--- Instruction ---
Select the lines that contain "React" and copy each of them.
────────
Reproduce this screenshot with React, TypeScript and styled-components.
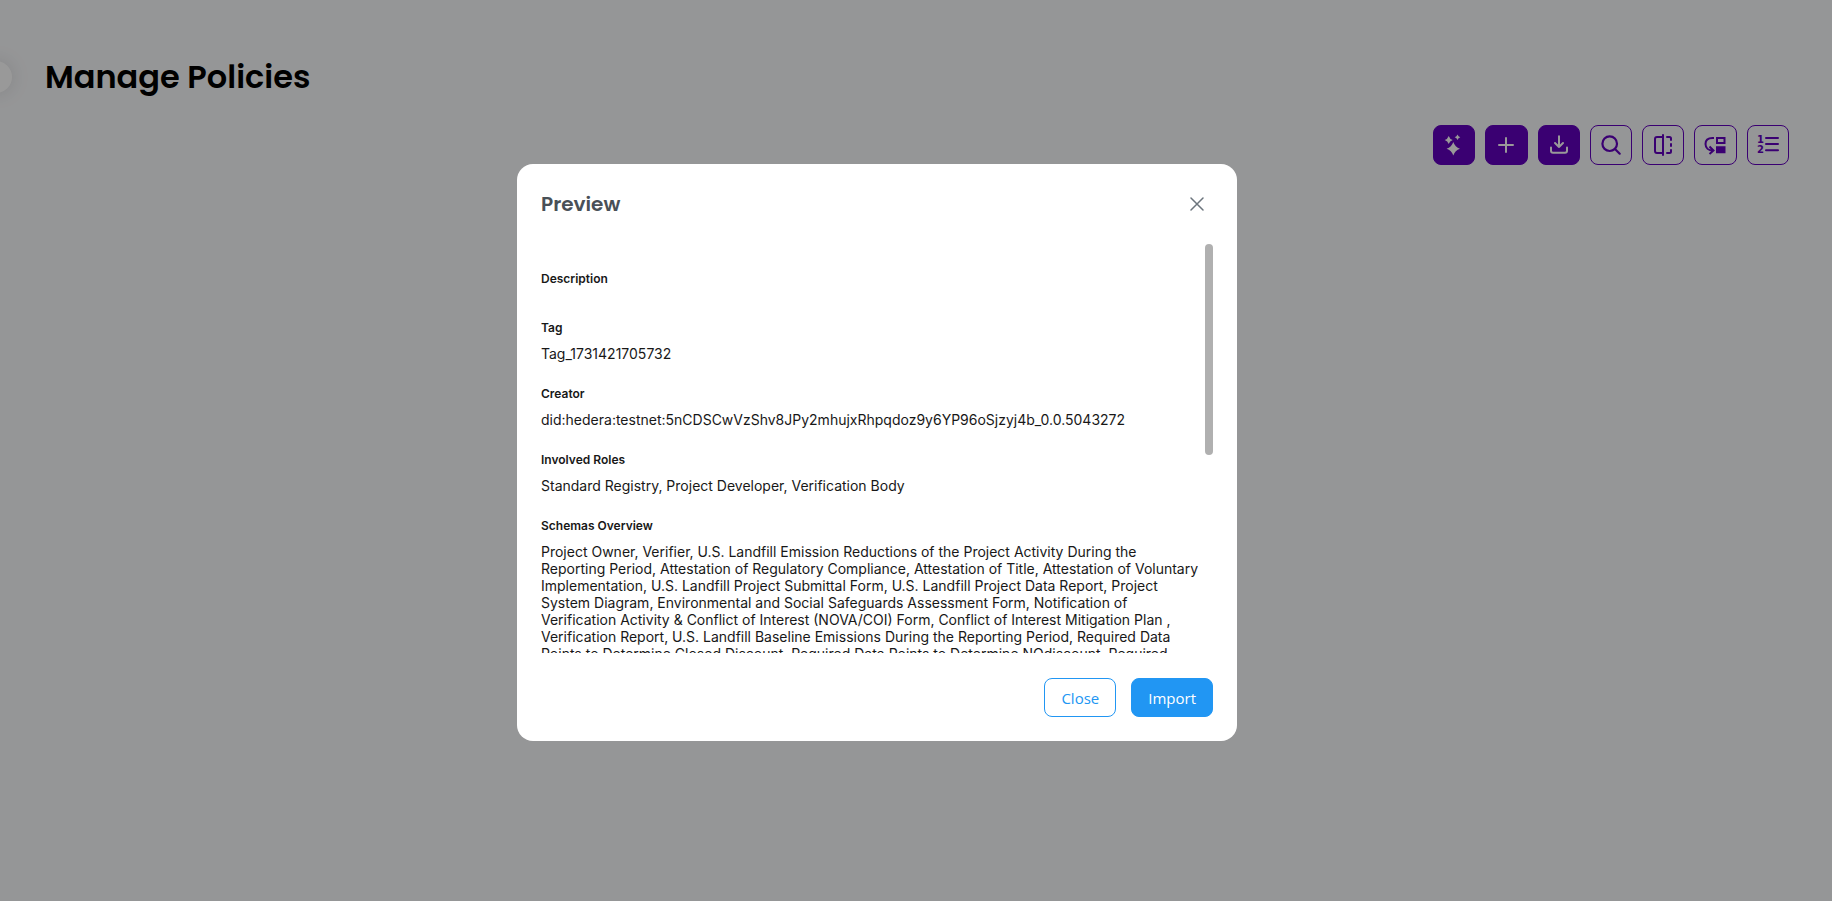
import React from "react";
import styled, { createGlobalStyle } from "styled-components";

const GlobalStyle = createGlobalStyle`
  *, *::before, *::after { box-sizing: border-box; }
  body {
    margin: 0;
    background: #f9fafc;
    color: #181818;
    font-family: Inter, "Liberation Sans", sans-serif;
    overflow: hidden;
  }
  h1, h2, dl, dt, dd { margin: 0; }
  button { font: inherit; cursor: pointer; }
`;

const Page = styled.main`
  position: relative;
  min-height: 100vh;
  padding: 53px 43px 0 45px;
`;

const MenuToggle = styled.button`
  position: absolute;
  top: 61px;
  left: -20px;
  width: 32px;
  height: 32px;
  padding: 0;
  border: 0;
  border-radius: 50%;
  background: #fff;
  box-shadow: 0 0 20px rgba(0, 0, 0, 0.12);
`;

const Title = styled.h1`
  font-family: Poppins, Inter, sans-serif;
  font-size: 32px;
  font-weight: 600;
  line-height: 48px;
  color: #000;
`;

const Toolbar = styled.div`
  display: grid;
  grid-template-columns: repeat(7, 1fr);
  gap: 10px;
  width: 356px;
  margin: 24px 0 0 auto;
`;

const ToolButton = styled.button<{ $filled?: boolean }>`
  display: flex;
  align-items: center;
  justify-content: center;
  height: 40px;
  padding: 0;
  border: 1px solid #6200be;
  border-radius: 8px;
  background: ${({ $filled }) => ($filled ? "#6200be" : "transparent")};
  color: ${({ $filled }) => ($filled ? "#fff" : "#6200be")};
`;

const Overlay = styled.div`
  position: fixed;
  inset: 0;
  display: flex;
  align-items: center;
  justify-content: center;
  padding: 4px 78px 0 0;
  background: rgba(0, 0, 0, 0.4);
`;

const Dialog = styled.section`
  display: flex;
  flex-direction: column;
  width: 720px;
  max-width: 100%;
  padding: 24px;
  border-radius: 16px;
  background: #fff;
`;

const DialogHeader = styled.header`
  display: flex;
  align-items: center;
  justify-content: space-between;
  height: 32px;
  margin-bottom: 24px;
`;

const DialogTitle = styled.h2`
  font-family: Poppins, Inter, sans-serif;
  font-size: 20px;
  font-weight: 600;
  line-height: 32px;
  color: #495057;
`;

const IconButton = styled.button`
  display: flex;
  align-items: center;
  justify-content: center;
  width: 32px;
  height: 32px;
  padding: 0;
  border: 0;
  background: none;
  color: #6c757d;
`;

const Body = styled.div`
  display: flex;
  height: 409px;
`;

const Details = styled.dl`
  flex: 1;
  min-width: 0;
  padding: 27px 4px 0 0;
  overflow-y: auto;
  scrollbar-width: none;
`;

const Field = styled.div`
  display: flex;
  flex-direction: column;
  gap: 10px;
  margin-bottom: 24px;
`;

const Label = styled.dt`
  font-size: 12px;
  font-weight: 600;
  line-height: 15px;
`;

const Value = styled.dd`
  font-size: 14px;
  line-height: 17px;
`;

const ScrollTrack = styled.div`
  flex: none;
  width: 8px;
`;

const ScrollThumb = styled.div`
  height: 211px;
  border-radius: 4px;
  background: #b0b0b0;
`;

const DialogFooter = styled.footer`
  display: flex;
  justify-content: flex-end;
  gap: 15px;
  margin-top: 25px;
`;

const ActionButton = styled.button<{ $primary?: boolean }>`
  height: 39px;
  padding: 0 16px;
  border: 1px solid #2196f3;
  border-radius: 8px;
  background: ${({ $primary }) => ($primary ? "#2196f3" : "#fff")};
  color: ${({ $primary }) => ($primary ? "#fff" : "#2196f3")};
  font-family: "Segoe UI", "Open Sans", sans-serif;
  font-size: 15px;
`;

const SparklesIcon = () => (
  <svg width="24" height="24" viewBox="0 0 24 24" fill="currentColor">
    <path d="M11.300 9 Q13 14 18 15.700 Q13 17.400 11.300 22.400 Q9.600 17.400 4.600 15.700 Q9.600 14 11.300 9Z" />
    <path d="M6.700 3 Q7.700 6 10.700 7 Q7.700 8 6.700 11 Q5.700 8 2.700 7 Q5.700 6 6.700 3Z" />
    <path d="M15.500 1.500 Q16.200 3.600 18.300 4.300 Q16.200 5 15.500 7.100 Q14.800 5 12.700 4.300 Q14.800 3.600 15.500 1.500Z" />
  </svg>
);

const PlusIcon = () => (
  <svg width="24" height="24" viewBox="0 0 24 24" fill="none" stroke="currentColor" strokeWidth="2" strokeLinecap="round">
    <path d="M12 5v14M5 12h14" />
  </svg>
);

const DownloadIcon = () => (
  <svg width="24" height="24" viewBox="0 0 24 24" fill="none" stroke="currentColor" strokeWidth="2" strokeLinecap="round" strokeLinejoin="round">
    <path d="M12 3.300v10.700M8 10l4 4 4-4M4 14.500v3.200a2 2 0 0 0 2 2h12a2 2 0 0 0 2-2v-3.200" />
  </svg>
);

const SearchIcon = () => (
  <svg width="24" height="24" viewBox="0 0 24 24" fill="none" stroke="currentColor" strokeWidth="2.200" strokeLinecap="round">
    <circle cx="10.700" cy="10.700" r="7.300" />
    <path d="M16 16l4.700 4.700" />
  </svg>
);

const CompareIcon = () => (
  <svg width="24" height="24" viewBox="0 0 24 24" fill="none" stroke="currentColor" strokeWidth="2" strokeLinecap="round">
    <path d="M12 2v20M12 4H6a2 2 0 0 0-2 2v12a2 2 0 0 0 2 2h6" />
    <path d="M16 4h2.500A1.500 1.500 0 0 1 20 5.500V7M20 11v2M20 17v1.500a1.500 1.500 0 0 1-1.500 1.500H16" />
  </svg>
);

const MigrateIcon = () => (
  <svg width="24" height="24" viewBox="0 0 24 24" fill="none" stroke="currentColor" strokeWidth="2">
    <path d="M10 5H8.500C4 5 1.500 7.500 1.500 11c0 4 3 6.500 7.500 6.500M5.500 13.500l4 4-4 3.500" />
    <path d="M13 5h7.500v5H13z" />
    <path d="M13 14.300h7.500v5H13z" fill="currentColor" />
  </svg>
);

const IconDigit = styled.text`
  font-family: "DejaVu Sans", sans-serif;
  font-size: 10px;
  font-weight: 700;
`;

const NumberedListIcon = () => (
  <svg width="24" height="24" viewBox="0 0 24 24" fill="currentColor">
    <IconDigit x="1" y="10">1</IconDigit>
    <IconDigit x="1" y="20">2</IconDigit>
    <path d="M10 5h12M10 11h12M10 17.300h12" stroke="currentColor" strokeWidth="2" strokeLinecap="round" />
  </svg>
);

const CloseIcon = () => (
  <svg width="14" height="14" viewBox="0 0 14 14" fill="none" stroke="currentColor" strokeWidth="1.500" strokeLinecap="round">
    <path d="M1 1l12 12M13 1 1 13" />
  </svg>
);

const tools = [
  { label: "Suggest policies", Icon: SparklesIcon, filled: true },
  { label: "Create policy", Icon: PlusIcon, filled: true },
  { label: "Import policy", Icon: DownloadIcon, filled: true },
  { label: "Search policies", Icon: SearchIcon },
  { label: "Compare policies", Icon: CompareIcon },
  { label: "Migrate data", Icon: MigrateIcon },
  { label: "List policies", Icon: NumberedListIcon },
];

const fields = [
  { label: "Description", value: "" },
  { label: "Tag", value: "Tag_1731421705732" },
  { label: "Creator", value: "did:hedera:testnet:5nCDSCwVzShv8JPy2mhujxRhpqdoz9y6YP96oSjzyj4b_0.0.5043272" },
  { label: "Involved Roles", value: "Standard Registry, Project Developer, Verification Body" },
  {
    label: "Schemas Overview",
    value:
      "Project Owner, Verifier, U.S. Landfill Emission Reductions of the Project Activity During the Reporting Period, Attestation of Regulatory Compliance, Attestation of Title, Attestation of Voluntary Implementation, U.S. Landfill Project Submittal Form, U.S. Landfill Project Data Report, Project System Diagram, Environmental and Social Safeguards Assessment Form, Notification of Verification Activity & Conflict of Interest (NOVA/COI) Form, Conflict of Interest Mitigation Plan , Verification Report, U.S. Landfill Baseline Emissions During the Reporting Period, Required Data Points to Determine Closed Discount, Required Data Points to Determine NQdiscount, Required",
  },
];

export default function App() {
  return (
    <>
      <GlobalStyle />
      <Page>
        <MenuToggle aria-label="Toggle menu" />
        <Title>Manage Policies</Title>
        <Toolbar>
          {tools.map(({ label, Icon, filled }) => (
            <ToolButton key={label} aria-label={label} $filled={filled}>
              <Icon />
            </ToolButton>
          ))}
        </Toolbar>
      </Page>
      <Overlay>
        <Dialog role="dialog" aria-modal="true" aria-labelledby="preview-title">
          <DialogHeader>
            <DialogTitle id="preview-title">Preview</DialogTitle>
            <IconButton aria-label="Close preview">
              <CloseIcon />
            </IconButton>
          </DialogHeader>
          <Body>
            <Details>
              {fields.map(({ label, value }) => (
                <Field key={label}>
                  <Label>{label}</Label>
                  <Value>{value}</Value>
                </Field>
              ))}
            </Details>
            <ScrollTrack>
              <ScrollThumb />
            </ScrollTrack>
          </Body>
          <DialogFooter>
            <ActionButton>Close</ActionButton>
            <ActionButton $primary>Import</ActionButton>
          </DialogFooter>
        </Dialog>
      </Overlay>
    </>
  );
}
────────
--- Result of the task ---
Reproduce this screenshot with React, TypeScript and styled-components.
import React from "react";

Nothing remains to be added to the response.